* **Task prompt**: Copy out the material below in full, but not its images.
## Start
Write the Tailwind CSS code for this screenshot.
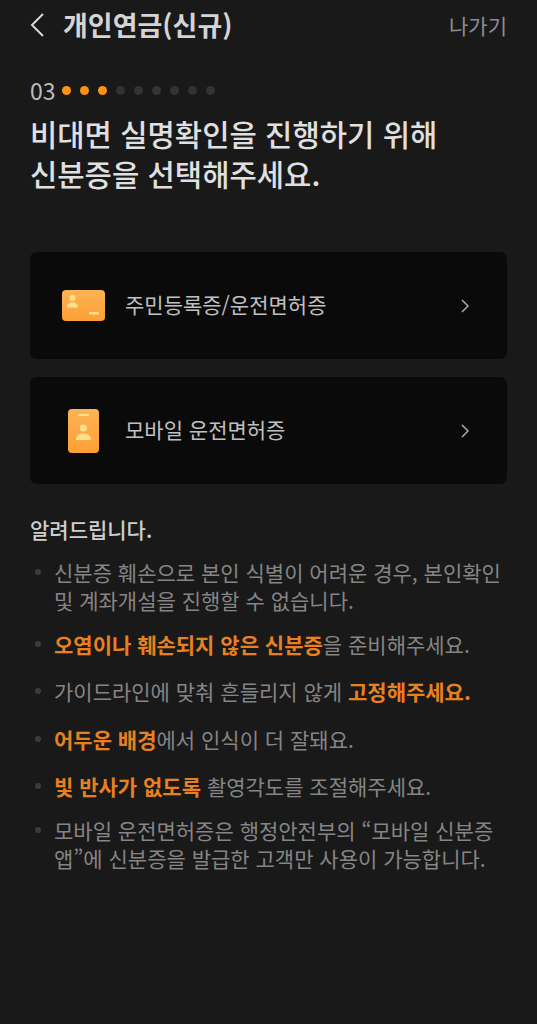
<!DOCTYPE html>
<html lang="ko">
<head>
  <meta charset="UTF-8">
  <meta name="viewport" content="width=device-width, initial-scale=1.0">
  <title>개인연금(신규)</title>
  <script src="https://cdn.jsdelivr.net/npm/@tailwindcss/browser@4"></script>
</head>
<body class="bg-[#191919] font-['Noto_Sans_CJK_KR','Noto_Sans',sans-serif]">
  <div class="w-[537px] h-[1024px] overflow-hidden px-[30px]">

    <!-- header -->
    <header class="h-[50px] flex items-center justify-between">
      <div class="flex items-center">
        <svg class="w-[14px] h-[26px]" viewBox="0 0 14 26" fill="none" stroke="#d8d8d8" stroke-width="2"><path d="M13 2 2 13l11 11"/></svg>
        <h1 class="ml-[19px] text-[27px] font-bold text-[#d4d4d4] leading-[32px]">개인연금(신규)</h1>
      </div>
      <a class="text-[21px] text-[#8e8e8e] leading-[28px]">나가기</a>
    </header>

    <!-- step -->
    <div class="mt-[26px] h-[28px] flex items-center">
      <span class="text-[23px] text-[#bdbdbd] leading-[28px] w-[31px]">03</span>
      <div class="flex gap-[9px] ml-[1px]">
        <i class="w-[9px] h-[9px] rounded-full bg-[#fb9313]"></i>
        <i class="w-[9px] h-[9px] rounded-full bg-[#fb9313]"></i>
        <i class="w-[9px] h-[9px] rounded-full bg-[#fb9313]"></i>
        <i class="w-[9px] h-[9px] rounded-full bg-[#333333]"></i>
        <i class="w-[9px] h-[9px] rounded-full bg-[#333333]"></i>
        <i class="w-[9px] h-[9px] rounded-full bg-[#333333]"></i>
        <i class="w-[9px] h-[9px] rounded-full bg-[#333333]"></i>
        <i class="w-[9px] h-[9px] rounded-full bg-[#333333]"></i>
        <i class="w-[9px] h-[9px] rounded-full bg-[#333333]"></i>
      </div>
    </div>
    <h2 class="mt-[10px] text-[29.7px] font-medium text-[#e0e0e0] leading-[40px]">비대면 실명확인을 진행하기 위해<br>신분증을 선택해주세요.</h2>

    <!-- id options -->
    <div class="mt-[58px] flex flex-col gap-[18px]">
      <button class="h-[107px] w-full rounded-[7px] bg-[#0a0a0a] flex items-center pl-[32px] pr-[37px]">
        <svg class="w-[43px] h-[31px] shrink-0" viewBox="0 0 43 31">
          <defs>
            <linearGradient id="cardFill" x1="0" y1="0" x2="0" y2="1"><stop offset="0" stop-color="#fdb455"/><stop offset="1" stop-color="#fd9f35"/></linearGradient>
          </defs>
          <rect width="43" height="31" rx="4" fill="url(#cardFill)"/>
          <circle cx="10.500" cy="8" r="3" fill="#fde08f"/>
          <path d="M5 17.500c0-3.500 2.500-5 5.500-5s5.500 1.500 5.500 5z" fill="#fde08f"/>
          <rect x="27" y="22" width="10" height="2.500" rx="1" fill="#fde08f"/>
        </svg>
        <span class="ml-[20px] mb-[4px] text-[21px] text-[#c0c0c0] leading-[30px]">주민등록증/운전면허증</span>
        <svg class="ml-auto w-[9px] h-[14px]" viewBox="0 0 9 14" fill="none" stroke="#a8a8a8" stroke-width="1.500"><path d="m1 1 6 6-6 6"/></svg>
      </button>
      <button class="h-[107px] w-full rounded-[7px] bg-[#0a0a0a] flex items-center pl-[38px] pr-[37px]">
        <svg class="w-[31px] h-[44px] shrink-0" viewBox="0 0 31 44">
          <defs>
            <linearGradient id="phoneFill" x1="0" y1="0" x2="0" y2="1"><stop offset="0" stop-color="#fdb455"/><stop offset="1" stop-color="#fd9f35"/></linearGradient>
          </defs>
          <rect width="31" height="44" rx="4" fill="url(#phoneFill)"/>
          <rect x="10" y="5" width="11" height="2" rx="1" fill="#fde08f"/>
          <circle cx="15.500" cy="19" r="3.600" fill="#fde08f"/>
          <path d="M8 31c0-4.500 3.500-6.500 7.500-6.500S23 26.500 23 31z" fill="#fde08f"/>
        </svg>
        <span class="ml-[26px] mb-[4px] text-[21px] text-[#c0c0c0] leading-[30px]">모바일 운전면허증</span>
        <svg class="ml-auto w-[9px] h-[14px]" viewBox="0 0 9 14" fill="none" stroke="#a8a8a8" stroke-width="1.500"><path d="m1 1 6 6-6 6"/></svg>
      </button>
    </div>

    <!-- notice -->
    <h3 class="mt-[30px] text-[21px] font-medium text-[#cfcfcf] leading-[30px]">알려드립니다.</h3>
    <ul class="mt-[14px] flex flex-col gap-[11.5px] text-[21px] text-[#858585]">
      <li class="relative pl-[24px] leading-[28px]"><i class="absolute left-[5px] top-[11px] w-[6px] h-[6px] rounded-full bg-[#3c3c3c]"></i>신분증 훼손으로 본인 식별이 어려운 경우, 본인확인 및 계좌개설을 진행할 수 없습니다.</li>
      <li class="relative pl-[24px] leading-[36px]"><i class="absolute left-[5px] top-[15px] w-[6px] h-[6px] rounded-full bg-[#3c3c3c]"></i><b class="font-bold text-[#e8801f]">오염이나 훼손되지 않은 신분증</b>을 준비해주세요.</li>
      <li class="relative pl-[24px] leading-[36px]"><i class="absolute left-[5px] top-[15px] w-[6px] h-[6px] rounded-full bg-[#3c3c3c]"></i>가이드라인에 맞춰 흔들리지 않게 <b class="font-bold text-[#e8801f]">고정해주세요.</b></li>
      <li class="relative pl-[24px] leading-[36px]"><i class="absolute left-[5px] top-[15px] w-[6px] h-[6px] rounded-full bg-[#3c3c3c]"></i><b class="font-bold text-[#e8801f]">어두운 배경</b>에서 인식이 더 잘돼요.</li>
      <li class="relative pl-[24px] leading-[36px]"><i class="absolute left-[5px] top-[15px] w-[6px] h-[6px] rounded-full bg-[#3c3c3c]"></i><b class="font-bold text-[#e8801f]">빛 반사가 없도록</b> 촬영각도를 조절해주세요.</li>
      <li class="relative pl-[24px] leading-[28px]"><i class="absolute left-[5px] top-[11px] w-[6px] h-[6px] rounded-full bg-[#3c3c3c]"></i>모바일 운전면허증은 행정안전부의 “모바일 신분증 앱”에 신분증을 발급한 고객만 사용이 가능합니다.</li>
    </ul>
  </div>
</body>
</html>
## End
* **The answer**:
Write the Tailwind CSS code for this screenshot.
<!DOCTYPE html>
<html lang="ko">
<head>
  <meta charset="UTF-8">
  <meta name="viewport" content="width=device-width, initial-scale=1.0">
  <title>개인연금(신규)</title>
  <script src="https://cdn.jsdelivr.net/npm/@tailwindcss/browser@4"></script>
</head>
<body class="bg-[#191919] font-['Noto_Sans_CJK_KR','Noto_Sans',sans-serif]">
  <div class="w-[537px] h-[1024px] overflow-hidden px-[30px]">

    <!-- header -->
    <header class="h-[50px] flex items-center justify-between">
      <div class="flex items-center">
        <svg class="w-[14px] h-[26px]" viewBox="0 0 14 26" fill="none" stroke="#d8d8d8" stroke-width="2"><path d="M13 2 2 13l11 11"/></svg>
        <h1 class="ml-[19px] text-[27px] font-bold text-[#d4d4d4] leading-[32px]">개인연금(신규)</h1>
      </div>
      <a class="text-[21px] text-[#8e8e8e] leading-[28px]">나가기</a>
    </header>

    <!-- step -->
    <div class="mt-[26px] h-[28px] flex items-center">
      <span class="text-[23px] text-[#bdbdbd] leading-[28px] w-[31px]">03</span>
      <div class="flex gap-[9px] ml-[1px]">
        <i class="w-[9px] h-[9px] rounded-full bg-[#fb9313]"></i>
        <i class="w-[9px] h-[9px] rounded-full bg-[#fb9313]"></i>
        <i class="w-[9px] h-[9px] rounded-full bg-[#fb9313]"></i>
        <i class="w-[9px] h-[9px] rounded-full bg-[#333333]"></i>
        <i class="w-[9px] h-[9px] rounded-full bg-[#333333]"></i>
        <i class="w-[9px] h-[9px] rounded-full bg-[#333333]"></i>
        <i class="w-[9px] h-[9px] rounded-full bg-[#333333]"></i>
        <i class="w-[9px] h-[9px] rounded-full bg-[#333333]"></i>
        <i class="w-[9px] h-[9px] rounded-full bg-[#333333]"></i>
      </div>
    </div>
    <h2 class="mt-[10px] text-[29.7px] font-medium text-[#e0e0e0] leading-[40px]">비대면 실명확인을 진행하기 위해<br>신분증을 선택해주세요.</h2>

    <!-- id options -->
    <div class="mt-[58px] flex flex-col gap-[18px]">
      <button class="h-[107px] w-full rounded-[7px] bg-[#0a0a0a] flex items-center pl-[32px] pr-[37px]">
        <svg class="w-[43px] h-[31px] shrink-0" viewBox="0 0 43 31">
          <defs>
            <linearGradient id="cardFill" x1="0" y1="0" x2="0" y2="1"><stop offset="0" stop-color="#fdb455"/><stop offset="1" stop-color="#fd9f35"/></linearGradient>
          </defs>
          <rect width="43" height="31" rx="4" fill="url(#cardFill)"/>
          <circle cx="10.500" cy="8" r="3" fill="#fde08f"/>
          <path d="M5 17.500c0-3.500 2.500-5 5.500-5s5.500 1.500 5.500 5z" fill="#fde08f"/>
          <rect x="27" y="22" width="10" height="2.500" rx="1" fill="#fde08f"/>
        </svg>
        <span class="ml-[20px] mb-[4px] text-[21px] text-[#c0c0c0] leading-[30px]">주민등록증/운전면허증</span>
        <svg class="ml-auto w-[9px] h-[14px]" viewBox="0 0 9 14" fill="none" stroke="#a8a8a8" stroke-width="1.500"><path d="m1 1 6 6-6 6"/></svg>
      </button>
      <button class="h-[107px] w-full rounded-[7px] bg-[#0a0a0a] flex items-center pl-[38px] pr-[37px]">
        <svg class="w-[31px] h-[44px] shrink-0" viewBox="0 0 31 44">
          <defs>
            <linearGradient id="phoneFill" x1="0" y1="0" x2="0" y2="1"><stop offset="0" stop-color="#fdb455"/><stop offset="1" stop-color="#fd9f35"/></linearGradient>
          </defs>
          <rect width="31" height="44" rx="4" fill="url(#phoneFill)"/>
          <rect x="10" y="5" width="11" height="2" rx="1" fill="#fde08f"/>
          <circle cx="15.500" cy="19" r="3.600" fill="#fde08f"/>
          <path d="M8 31c0-4.500 3.500-6.500 7.500-6.500S23 26.500 23 31z" fill="#fde08f"/>
        </svg>
        <span class="ml-[26px] mb-[4px] text-[21px] text-[#c0c0c0] leading-[30px]">모바일 운전면허증</span>
        <svg class="ml-auto w-[9px] h-[14px]" viewBox="0 0 9 14" fill="none" stroke="#a8a8a8" stroke-width="1.500"><path d="m1 1 6 6-6 6"/></svg>
      </button>
    </div>

    <!-- notice -->
    <h3 class="mt-[30px] text-[21px] font-medium text-[#cfcfcf] leading-[30px]">알려드립니다.</h3>
    <ul class="mt-[14px] flex flex-col gap-[11.5px] text-[21px] text-[#858585]">
      <li class="relative pl-[24px] leading-[28px]"><i class="absolute left-[5px] top-[11px] w-[6px] h-[6px] rounded-full bg-[#3c3c3c]"></i>신분증 훼손으로 본인 식별이 어려운 경우, 본인확인 및 계좌개설을 진행할 수 없습니다.</li>
      <li class="relative pl-[24px] leading-[36px]"><i class="absolute left-[5px] top-[15px] w-[6px] h-[6px] rounded-full bg-[#3c3c3c]"></i><b class="font-bold text-[#e8801f]">오염이나 훼손되지 않은 신분증</b>을 준비해주세요.</li>
      <li class="relative pl-[24px] leading-[36px]"><i class="absolute left-[5px] top-[15px] w-[6px] h-[6px] rounded-full bg-[#3c3c3c]"></i>가이드라인에 맞춰 흔들리지 않게 <b class="font-bold text-[#e8801f]">고정해주세요.</b></li>
      <li class="relative pl-[24px] leading-[36px]"><i class="absolute left-[5px] top-[15px] w-[6px] h-[6px] rounded-full bg-[#3c3c3c]"></i><b class="font-bold text-[#e8801f]">어두운 배경</b>에서 인식이 더 잘돼요.</li>
      <li class="relative pl-[24px] leading-[36px]"><i class="absolute left-[5px] top-[15px] w-[6px] h-[6px] rounded-full bg-[#3c3c3c]"></i><b class="font-bold text-[#e8801f]">빛 반사가 없도록</b> 촬영각도를 조절해주세요.</li>
      <li class="relative pl-[24px] leading-[28px]"><i class="absolute left-[5px] top-[11px] w-[6px] h-[6px] rounded-full bg-[#3c3c3c]"></i>모바일 운전면허증은 행정안전부의 “모바일 신분증 앱”에 신분증을 발급한 고객만 사용이 가능합니다.</li>
    </ul>
  </div>
</body>
</html>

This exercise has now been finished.